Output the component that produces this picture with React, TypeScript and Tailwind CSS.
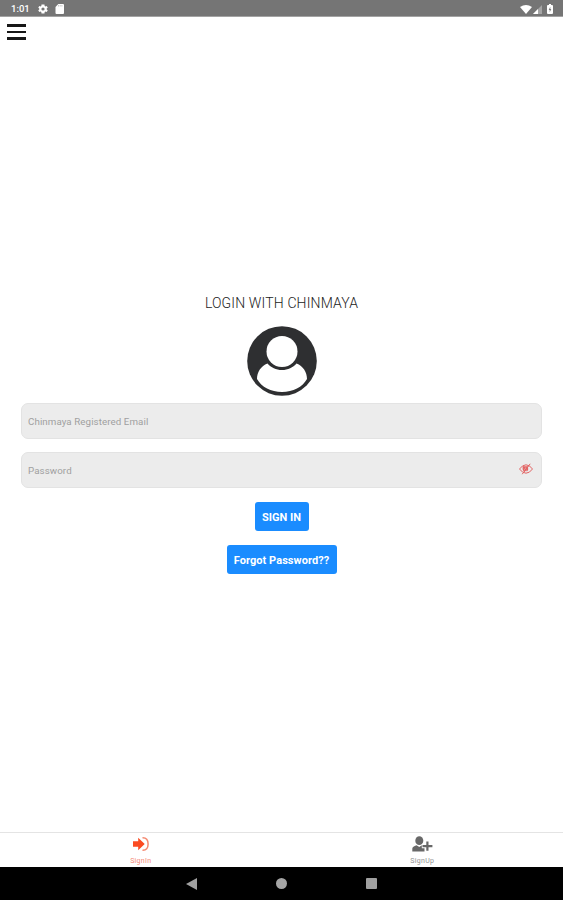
import type { ReactNode } from 'react';

function StatusBar() {
  return (
    <header className="flex h-[17px] shrink-0 items-center justify-between border-b border-[#a3a3a3] bg-[#757575] pt-[2px] pr-[10px] pl-[11px] text-white">
      <div className="flex items-center">
        <span className="w-[19px] text-[9.500px] leading-none font-medium">1:01</span>
        <svg className="ml-[7px] size-[12px]" viewBox="0 0 24 24" fill="currentColor">
          <path
            fillRule="evenodd"
            d="M19.4 13a7.600 7.600 0 0 0 0-2l2.100-1.600-2-3.500-2.500 1a7.500 7.500 0 0 0-1.700-1L15 3H9l-.4 2.900a7.500 7.500 0 0 0-1.700 1l-2.400-1-2 3.500L4.600 11a7.600 7.600 0 0 0 0 2l-2.100 1.600 2 3.500 2.400-1a7.500 7.500 0 0 0 1.700 1L9 21h6l.3-2.900a7.500 7.500 0 0 0 1.700-1l2.500 1 2-3.500zM12 15.200a3.200 3.200 0 1 1 0-6.400 3.200 3.200 0 0 1 0 6.400z"
          />
        </svg>
        <svg className="ml-[6px] h-[10px] w-[9px]" viewBox="0 0 9 10" fill="currentColor">
          <path d="M3.300 0H8q1 0 1 1v8q0 1-1 1H1.500q-1 0-1-1V3z" />
          <path d="M3.500 1v1.500M5.200 1v1.500M6.900 1v1.500" stroke="#a5a5a5" strokeWidth=".6" />
        </svg>
      </div>
      <div className="flex items-center">
        <svg className="h-[9px] w-[12px]" viewBox="0 0 12 9" fill="currentColor">
          <path d="M0 2Q6-1.800 12 2L6 9z" />
        </svg>
        <svg className="ml-px h-[9px] w-[9px]" viewBox="0 0 9 9" fill="currentColor">
          <path d="M9 0v9H0z" opacity=".35" />
          <path d="M5 4v5H0z" />
        </svg>
        <svg className="ml-[5px] h-[10px] w-[6px]" viewBox="0 0 6 10" fill="currentColor">
          <path d="M2 0h2v1h1q1 0 1 1v7q0 1-1 1H1q-1 0-1-1V2q0-1 1-1h1z" />
          <path d="M3.300 2.800 1.700 6h1v2.200L4.300 5h-1z" fill="#757575" />
        </svg>
      </div>
    </header>
  );
}

function Avatar() {
  return (
    <svg className="size-[70px]" viewBox="0 0 70 70">
      <circle cx="35" cy="35" r="34.800" fill="#2e2f31" />
      <path
        d="M20.500 37.500C14 40 10 46 10 53 14.500 61 24 66 35 66S55.500 61 60 53C60 46 56 40 49.500 37.500 46 41.500 41 44 35 44S24 41.500 20.500 37.500z"
        fill="#fff"
      />
      <circle cx="35" cy="25.500" r="17.800" fill="#2e2f31" />
      <circle cx="35" cy="25.500" r="15.500" fill="#fff" />
    </svg>
  );
}

function Field({ type, placeholder, children }: { type: string; placeholder: string; children?: ReactNode }) {
  return (
    <div className="flex h-[36px] w-full items-center rounded-[7px] border border-[#e3e3e3] bg-[#ececec] pr-[8px] pl-[6px]">
      <input
        type={type}
        placeholder={placeholder}
        className="min-w-0 flex-1 bg-transparent pt-[3px] text-[9.750px] tracking-[0.080px] outline-none placeholder:text-[#a0a0a0]"
      />
      {children}
    </div>
  );
}

function EyeOffIcon() {
  return (
    <svg className="mb-px h-[12px] w-[14px]" viewBox="0 0 14 12" fill="none" stroke="#e26464">
      <path d="M.5 6Q3.500 1.800 7 1.800T13.500 6Q10.500 10.200 7 10.200T.5 6z" strokeWidth="1" />
      <path d="M4.500 3.200Q3.500 7 6 8.500M8.500 5Q9 7 7.500 8M5 4h3.500L6.500 7z" strokeWidth="1.300" />
      <path d="M11.200.8 3.200 11.200" strokeWidth="1" />
    </svg>
  );
}

function LoginIcon() {
  return (
    <svg className="h-[14px] w-[16px]" viewBox="0 0 16 14">
      <path d="M0 4.300h5.200V.8L11.700 7l-6.500 6.200V9.700H0z" fill="#fb4b22" />
      <path d="M9.500.8q5.600-.2 5.600 6.200t-5.600 6.200" fill="none" stroke="#f4886f" strokeWidth="1.500" />
    </svg>
  );
}

function AddUserIcon() {
  return (
    <svg className="h-[16px] w-[21px]" viewBox="0 0 21 16" fill="#686868">
      <ellipse cx="7.300" cy="4.700" rx="4" ry="4.400" />
      <path d="M.3 15.500v-3Q.5 10.500 4.500 9.200L7.300 11l2.500-1.800v3h2.700v3.300z" />
      <path d="M14.300 5.500h2.200v3.600h3.900v2.100h-3.900v3.600h-2.200v-3.600h-3.800V9.100h3.800z" />
    </svg>
  );
}

export default function App() {
  return (
    <div className="flex h-[900px] w-full flex-col overflow-hidden bg-white font-['Roboto',sans-serif]">
      <StatusBar />

      <main className="flex flex-1 flex-col">
        <button aria-label="Menu" className="mt-[7px] ml-[7px] flex w-[18.500px] flex-col gap-[4px]">
          <span className="h-[2.500px] w-full bg-[#171717]" />
          <span className="h-[2.500px] w-full bg-[#171717]" />
          <span className="h-[2.500px] w-full bg-[#171717]" />
        </button>

        <form className="mt-[255px] flex flex-col items-center px-[21px]">
          <h1 className="h-[16px] text-[14px] leading-[16px] font-light tracking-[0.15px] text-[#222]">
            LOGIN WITH CHINMAYA
          </h1>
          <div className="mt-[15px] mb-[7px]">
            <Avatar />
          </div>
          <Field type="email" placeholder="Chinmaya Registered Email" />
          <div className="mt-[13px] w-full">
            <Field type="password" placeholder="Password">
              <EyeOffIcon />
            </Field>
          </div>
          <button
            type="button"
            className="mt-[14px] h-[29px] w-[54px] rounded-[3px] bg-[#1a8cff] pt-[4px] text-[11px] font-bold text-white"
          >
            SIGN IN
          </button>
          <button
            type="button"
            className="mt-[14px] h-[29px] w-[110px] rounded-[3px] bg-[#1a8cff] pt-[4px] text-[11px] font-bold tracking-[0.060px] text-white"
          >
            Forgot Password??
          </button>
        </form>
      </main>

      {/* Tabs */}
      <nav className="grid h-[35px] shrink-0 grid-cols-2 border-t border-[#e4e4e4] text-[7px] leading-[8px]">
        <div className="flex flex-col items-center pt-[4px] text-[#f58a78]">
          <LoginIcon />
          <span className="mt-[6px] tracking-[0.3px]">SignIn</span>
        </div>
        <div className="flex flex-col items-center pt-[3px] text-[#929292]">
          <AddUserIcon />
          <span className="mt-[5px] tracking-[0.3px]">SignUp</span>
        </div>
      </nav>

      {/* Android navigation */}
      <footer className="flex h-[33px] shrink-0 items-center justify-center gap-[79px] bg-black">
        <svg className="h-[12px] w-[11px]" viewBox="0 0 11 12" fill="#a0a0a0">
          <path d="M11 0v12L0 6z" />
        </svg>
        <span className="size-[11px] rounded-full bg-[#a5a5a5]" />
        <span className="size-[11px] rounded-[1px] bg-[#a0a0a0]" />
      </footer>
    </div>
  );
}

● ● ●

> **PROMPT**:
Write the listing out a second time exactly, dropping all images.

> **CORRECT RESULT**:
Output the component that produces this picture with React, TypeScript and Tailwind CSS.
import type { ReactNode } from 'react';

function StatusBar() {
  return (
    <header className="flex h-[17px] shrink-0 items-center justify-between border-b border-[#a3a3a3] bg-[#757575] pt-[2px] pr-[10px] pl-[11px] text-white">
      <div className="flex items-center">
        <span className="w-[19px] text-[9.500px] leading-none font-medium">1:01</span>
        <svg className="ml-[7px] size-[12px]" viewBox="0 0 24 24" fill="currentColor">
          <path
            fillRule="evenodd"
            d="M19.4 13a7.600 7.600 0 0 0 0-2l2.100-1.600-2-3.500-2.500 1a7.500 7.500 0 0 0-1.700-1L15 3H9l-.4 2.900a7.500 7.500 0 0 0-1.700 1l-2.400-1-2 3.500L4.600 11a7.600 7.600 0 0 0 0 2l-2.100 1.600 2 3.500 2.400-1a7.500 7.500 0 0 0 1.700 1L9 21h6l.3-2.900a7.500 7.500 0 0 0 1.700-1l2.500 1 2-3.500zM12 15.200a3.200 3.200 0 1 1 0-6.400 3.200 3.200 0 0 1 0 6.400z"
          />
        </svg>
        <svg className="ml-[6px] h-[10px] w-[9px]" viewBox="0 0 9 10" fill="currentColor">
          <path d="M3.300 0H8q1 0 1 1v8q0 1-1 1H1.500q-1 0-1-1V3z" />
          <path d="M3.500 1v1.500M5.200 1v1.500M6.900 1v1.500" stroke="#a5a5a5" strokeWidth=".6" />
        </svg>
      </div>
      <div className="flex items-center">
        <svg className="h-[9px] w-[12px]" viewBox="0 0 12 9" fill="currentColor">
          <path d="M0 2Q6-1.800 12 2L6 9z" />
        </svg>
        <svg className="ml-px h-[9px] w-[9px]" viewBox="0 0 9 9" fill="currentColor">
          <path d="M9 0v9H0z" opacity=".35" />
          <path d="M5 4v5H0z" />
        </svg>
        <svg className="ml-[5px] h-[10px] w-[6px]" viewBox="0 0 6 10" fill="currentColor">
          <path d="M2 0h2v1h1q1 0 1 1v7q0 1-1 1H1q-1 0-1-1V2q0-1 1-1h1z" />
          <path d="M3.300 2.800 1.700 6h1v2.200L4.300 5h-1z" fill="#757575" />
        </svg>
      </div>
    </header>
  );
}

function Avatar() {
  return (
    <svg className="size-[70px]" viewBox="0 0 70 70">
      <circle cx="35" cy="35" r="34.800" fill="#2e2f31" />
      <path
        d="M20.500 37.500C14 40 10 46 10 53 14.500 61 24 66 35 66S55.500 61 60 53C60 46 56 40 49.500 37.500 46 41.500 41 44 35 44S24 41.500 20.500 37.500z"
        fill="#fff"
      />
      <circle cx="35" cy="25.500" r="17.800" fill="#2e2f31" />
      <circle cx="35" cy="25.500" r="15.500" fill="#fff" />
    </svg>
  );
}

function Field({ type, placeholder, children }: { type: string; placeholder: string; children?: ReactNode }) {
  return (
    <div className="flex h-[36px] w-full items-center rounded-[7px] border border-[#e3e3e3] bg-[#ececec] pr-[8px] pl-[6px]">
      <input
        type={type}
        placeholder={placeholder}
        className="min-w-0 flex-1 bg-transparent pt-[3px] text-[9.750px] tracking-[0.080px] outline-none placeholder:text-[#a0a0a0]"
      />
      {children}
    </div>
  );
}

function EyeOffIcon() {
  return (
    <svg className="mb-px h-[12px] w-[14px]" viewBox="0 0 14 12" fill="none" stroke="#e26464">
      <path d="M.5 6Q3.500 1.800 7 1.800T13.500 6Q10.500 10.200 7 10.200T.5 6z" strokeWidth="1" />
      <path d="M4.500 3.200Q3.500 7 6 8.500M8.500 5Q9 7 7.500 8M5 4h3.500L6.500 7z" strokeWidth="1.300" />
      <path d="M11.200.8 3.200 11.200" strokeWidth="1" />
    </svg>
  );
}

function LoginIcon() {
  return (
    <svg className="h-[14px] w-[16px]" viewBox="0 0 16 14">
      <path d="M0 4.300h5.200V.8L11.700 7l-6.500 6.200V9.700H0z" fill="#fb4b22" />
      <path d="M9.500.8q5.600-.2 5.600 6.200t-5.600 6.200" fill="none" stroke="#f4886f" strokeWidth="1.500" />
    </svg>
  );
}

function AddUserIcon() {
  return (
    <svg className="h-[16px] w-[21px]" viewBox="0 0 21 16" fill="#686868">
      <ellipse cx="7.300" cy="4.700" rx="4" ry="4.400" />
      <path d="M.3 15.500v-3Q.5 10.500 4.500 9.200L7.300 11l2.500-1.800v3h2.700v3.300z" />
      <path d="M14.300 5.500h2.200v3.600h3.900v2.100h-3.900v3.600h-2.200v-3.600h-3.800V9.100h3.800z" />
    </svg>
  );
}

export default function App() {
  return (
    <div className="flex h-[900px] w-full flex-col overflow-hidden bg-white font-['Roboto',sans-serif]">
      <StatusBar />

      <main className="flex flex-1 flex-col">
        <button aria-label="Menu" className="mt-[7px] ml-[7px] flex w-[18.500px] flex-col gap-[4px]">
          <span className="h-[2.500px] w-full bg-[#171717]" />
          <span className="h-[2.500px] w-full bg-[#171717]" />
          <span className="h-[2.500px] w-full bg-[#171717]" />
        </button>

        <form className="mt-[255px] flex flex-col items-center px-[21px]">
          <h1 className="h-[16px] text-[14px] leading-[16px] font-light tracking-[0.15px] text-[#222]">
            LOGIN WITH CHINMAYA
          </h1>
          <div className="mt-[15px] mb-[7px]">
            <Avatar />
          </div>
          <Field type="email" placeholder="Chinmaya Registered Email" />
          <div className="mt-[13px] w-full">
            <Field type="password" placeholder="Password">
              <EyeOffIcon />
            </Field>
          </div>
          <button
            type="button"
            className="mt-[14px] h-[29px] w-[54px] rounded-[3px] bg-[#1a8cff] pt-[4px] text-[11px] font-bold text-white"
          >
            SIGN IN
          </button>
          <button
            type="button"
            className="mt-[14px] h-[29px] w-[110px] rounded-[3px] bg-[#1a8cff] pt-[4px] text-[11px] font-bold tracking-[0.060px] text-white"
          >
            Forgot Password??
          </button>
        </form>
      </main>

      {/* Tabs */}
      <nav className="grid h-[35px] shrink-0 grid-cols-2 border-t border-[#e4e4e4] text-[7px] leading-[8px]">
        <div className="flex flex-col items-center pt-[4px] text-[#f58a78]">
          <LoginIcon />
          <span className="mt-[6px] tracking-[0.3px]">SignIn</span>
        </div>
        <div className="flex flex-col items-center pt-[3px] text-[#929292]">
          <AddUserIcon />
          <span className="mt-[5px] tracking-[0.3px]">SignUp</span>
        </div>
      </nav>

      {/* Android navigation */}
      <footer className="flex h-[33px] shrink-0 items-center justify-center gap-[79px] bg-black">
        <svg className="h-[12px] w-[11px]" viewBox="0 0 11 12" fill="#a0a0a0">
          <path d="M11 0v12L0 6z" />
        </svg>
        <span className="size-[11px] rounded-full bg-[#a5a5a5]" />
        <span className="size-[11px] rounded-[1px] bg-[#a0a0a0]" />
      </footer>
    </div>
  );
}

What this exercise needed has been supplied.